Mr Veltroni has made the running on these questions, calling for a “clean slate” of candidates in a system that has a high proportion of politicians holding criminal convictions, and calling for less adversarial politics. His decision to replace Ciriaco De Mita, a parliamentarian of more than 40 years’ standing, with a younger candidate reflects his desire to embrace a new generation of politicians. His electoral programme, a mixture of increased security, targeted public spending, less tax but a stronger clampdown on tax evasion and a more efficient and meritocratic public sector, is designed to break with the past (he has so far refused a deal with the communists) and win over a new generation.

For Mr Berlusconi, the appeal of a grand coalition is rather different. As Mr Munchau suggested, heading another government with a small majority may no longer be an attractive option for the 71-year-old leader, who has made clear his future ambition to be president of the Italian republic.

With Italy’s electoral system likely to make it difficult for any coalition to win an overall majority, both he and Mr Veltroni have one eye on their own future legacies. To date, they have attempted a more conciliatory tone, mindful of the rancour and bitterness of the 2006 campaign. However, if the conditions now seem favourable for a post-election deal, there are two main obstacles that cast serious doubt on its future success.

First, Mr Berlusconi’s own journey from a salesman to a statesman able to unite the country in the national interest is fraught with problems. He is currently facing yet another trial for bribery, while he remains implacably opposed to attempts to bring errant politicians to justice through the courts. Mr Berlusconi is essentially a man of power. He will demand a big trade-off in any post-election agreement and previously refused to enter into cross-party discussions over institutional reform when President Giorgio Napolitano tried to set up an interim government. History has shown that on the occasions when he has negotiated with his opponents he always drives a hard bargain in which his own private interests are non-negotiable.

Second, the Union of Christian Democrats (UDC), along with the smaller Christian Democratic parties, is likely to be important in any post-election deal. Pier Ferdinando Casini, the leader of the UDC, who has refused an electoral alliance with Mr Berlusconi, has been calling for a grand coalition for some time. He is attempting to position his party as the kingmaker in any subsequent negotiations.

Yet this is the party of the “old centre” that most closely resembles the discredited politics of clientelism, Mafia links and collusion with the Vatican.
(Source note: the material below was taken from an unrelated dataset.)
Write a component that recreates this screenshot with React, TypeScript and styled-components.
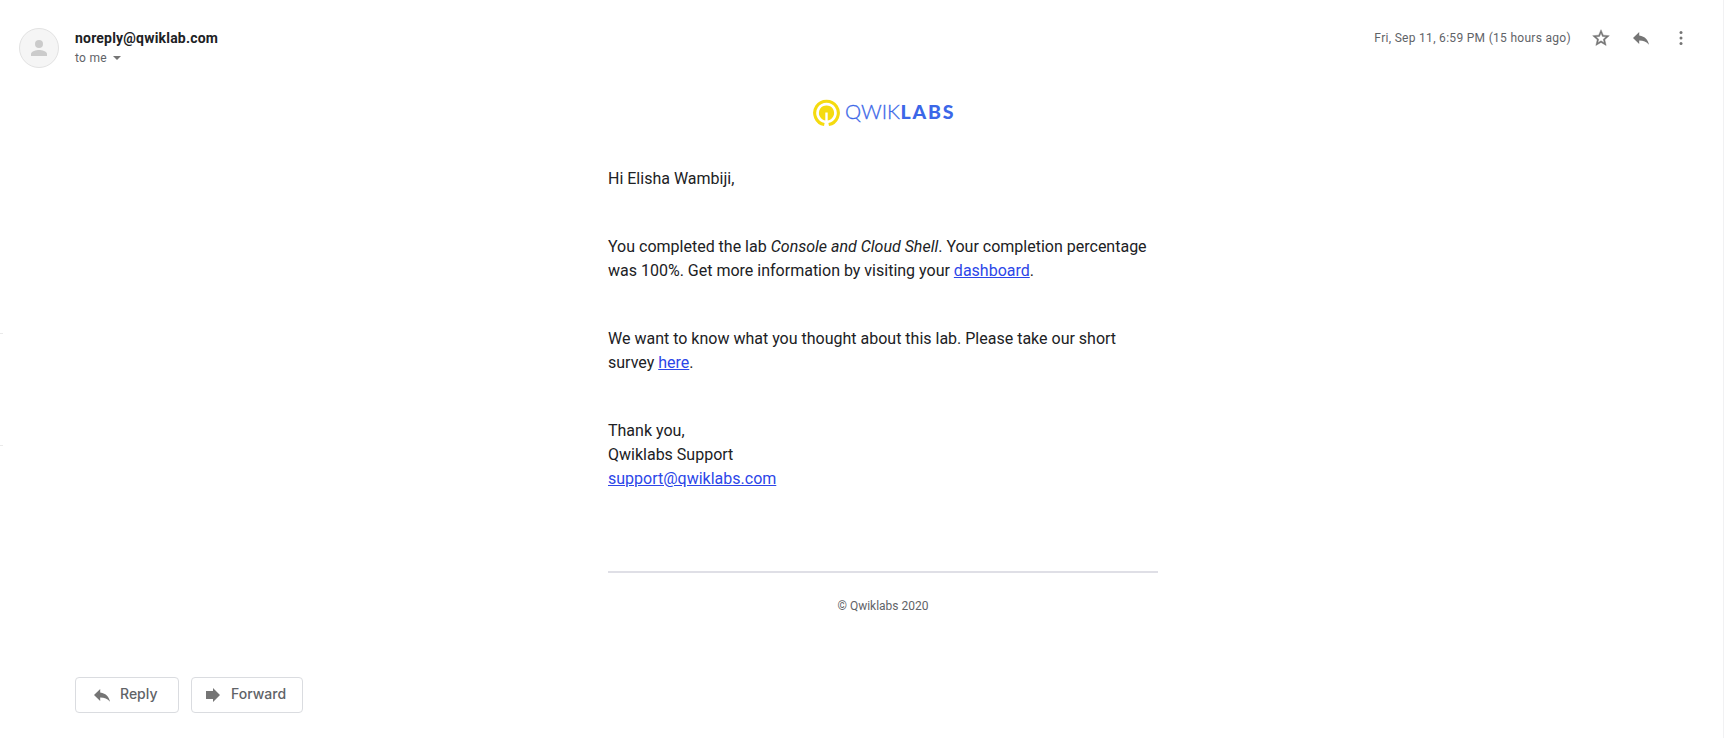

One of their leaders, Salvatore Cuffaro, the governor of Sicily, has recently been found guilty of “helping the Mafia”, sentenced to five years’ imprisonment and banned from holding public office. Yet he remains an important figure in the UDC’s election preparations and the party’s refusal to accept the authority of the magistrates does not bode well for its role in any reform agenda. If we add the increasingly conservative interventions of the Vatican in Italy’s affairs, at a time when Italy needs a clear secular foundation to its reform agenda, there are few grounds for optimism.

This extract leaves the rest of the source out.